The European Union has passed portability rules allowing cross border access to online services between all member states, which would give consumers ubiquitous access to content such as movies and live sports streams that they have paid for, wherever they are. The agreed measures await formal ratification by the two EU executive bodies, the Council of the European Union and European Parliament, which if forthcoming as expected means they would come into force around the beginning of 2018.
If that happens that would be the first major step towards establishment of the EU’s long promised single market for all digital content and services.

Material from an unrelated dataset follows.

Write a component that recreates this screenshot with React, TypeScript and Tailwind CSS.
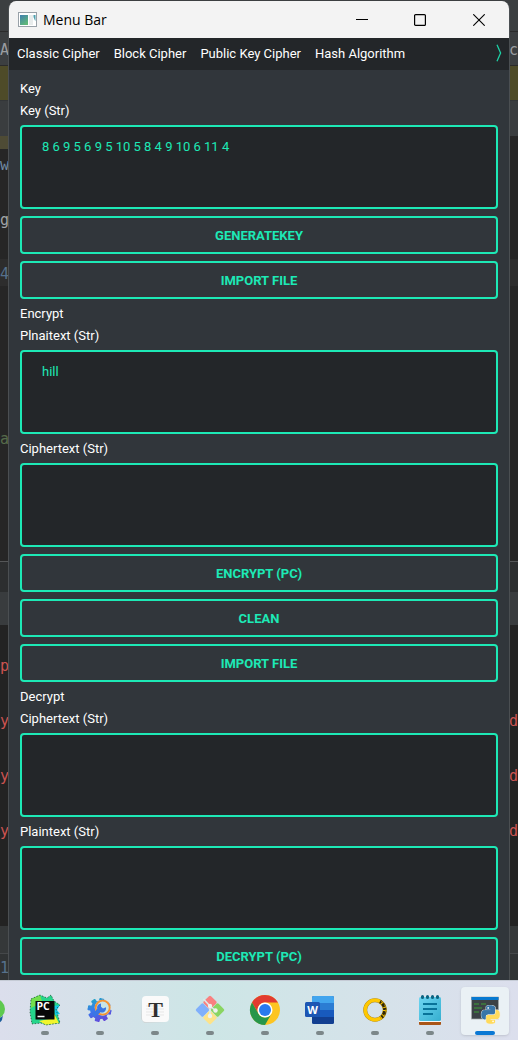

Agreement was reached on February 7th on proposals that were originally submitted in December 2015. “Today’s agreement will bring concrete benefits to Europeans. People who have subscribed to their favorite series, music and sports events at home will be able to enjoy them when they travel in Europe,” said Vice-President in charge of the Digital Single Market, Andrus Ansip just after the announcement. “This is a new important step in breaking down barriers in the Digital Single Market”.
In fact, this first step is the least controversial and unlikely to cause too much consternation among rights holders and broadcasters. The rules would apply only to individual consumers for content they had already subscribed to in one country, in which case it is hardly unreasonable to be able to access it while travelling. These first rules do not by themselves allow users to shop around the EU to find the cheapest deal for content they want to watch. The rules will be mandatory upon online service providers, including subscription VoD platforms like Netflix, HBO Go and Amazon Prime, as well as online TV services such as Viasat’s Viaplay and Sky’s Now TV. It would also apply to other categories of OTT provider such as music streaming services like Spotify, Deezer and Google Music, as well as eBooks and online game marketplaces. The Commission itself cited as an example the case of a French consumer subscribing Canal Plus’ film and series online services, who would be able to access films and series available in France when on holiday in Croatia or a business trip in Denmark after the rules come into force. Such a consumer would be highly unlikely to subscribe separately to the service in Croatia and Denmark in any case, so there would be no net loss of revenue for Canal Plus. The main concern would be loss of blanket geoblocking to protect against unauthorized cross border access, with greater reliance upon user authentication.
Estonian Andrus Ansip, current European Commissioner for Digital Single Market, has won the first round of his battle to establish a European common market for digital services.
The more contentious part of the EU’s Digital Single Market Strategy is yet to come, concerning extension to broadcasters’ online services of the “country of origin” principle currently in place for cable and satellite pay TV packages. The country of origin principle holds that when goods or services are delivered across borders the transactions are governed by the laws of the source country. Extending this to online services would be a much bigger deal because it threatens the long-established model whereby content rights are negotiated territorially on a country by country basis, which are widely regarded to maximize the total revenue for a given asset. Users would then be able to shop around the whole EU for the best content deals, rather than paying the going rates in their own countries.
This would deprive content owners of revenue across the EU on a per country basis. The market for content in smaller countries would be diminished because it would be assumed consumers there would access content via a service in a neighboring country.
For this reason, European broadcasters are much more split over allowing seamless cross border access to online simulcast and catch up services without geoblocking. While public service broadcasters (pubcasters) are generally in favor of the draft legislation put forward by the European Commission, commercial broadcasters with more at stake financially are more opposed.
The European Broadcasting Union (EBU), which represents pubcasters, has come down in favor after some uncertainty, arguing that the proposal on broadcasters’ Internet transmissions and retransmissions will enable more Public service media (PSM) content to circulate online without damaging rights holders’ business models. Given that cable and satellite pay TV or broadcast services already allow cross border access so that subscribers can watch their subscribed content wherever they are, it made sense to extend the same rules to online services, according to the EBU’s Head of European Affairs Nicola Frank.
However, the Association of Commercial Television in Europe (ACT), which represents leading commercial broadcasters and international channel groups, has taken the opposite view, contending that the proposals undermined the financial model of content production.
ACT has argued that on top of undermining the ability of rights-holders to license on a territory-specific basis, the proposals would by the same token reduce investment in content. ACT estimated total losses of €9.3 billion a year in the short term, settling down at €4.5 billion a year in the longer term, as a result of less European content being produced as well as less accessible, affordable content being generally available.
Ansip though is determined to see the whole program through and is clearly buoyed up by his success so far over portability. “Agreements are now needed on our other proposals to modernize EU copyright rules and ensure a wider access to creative content across borders. I count on the European Parliament and Member States to make it happen,” he said, clearly alluding to the proposed overhaul of copyright and extension of the “country of origin” principle.
We can expect some harder kick-back from commercial broadcasters against this, but the tide appears to be flowing towards implementation of the whole Digital Single Market package without significant watering down.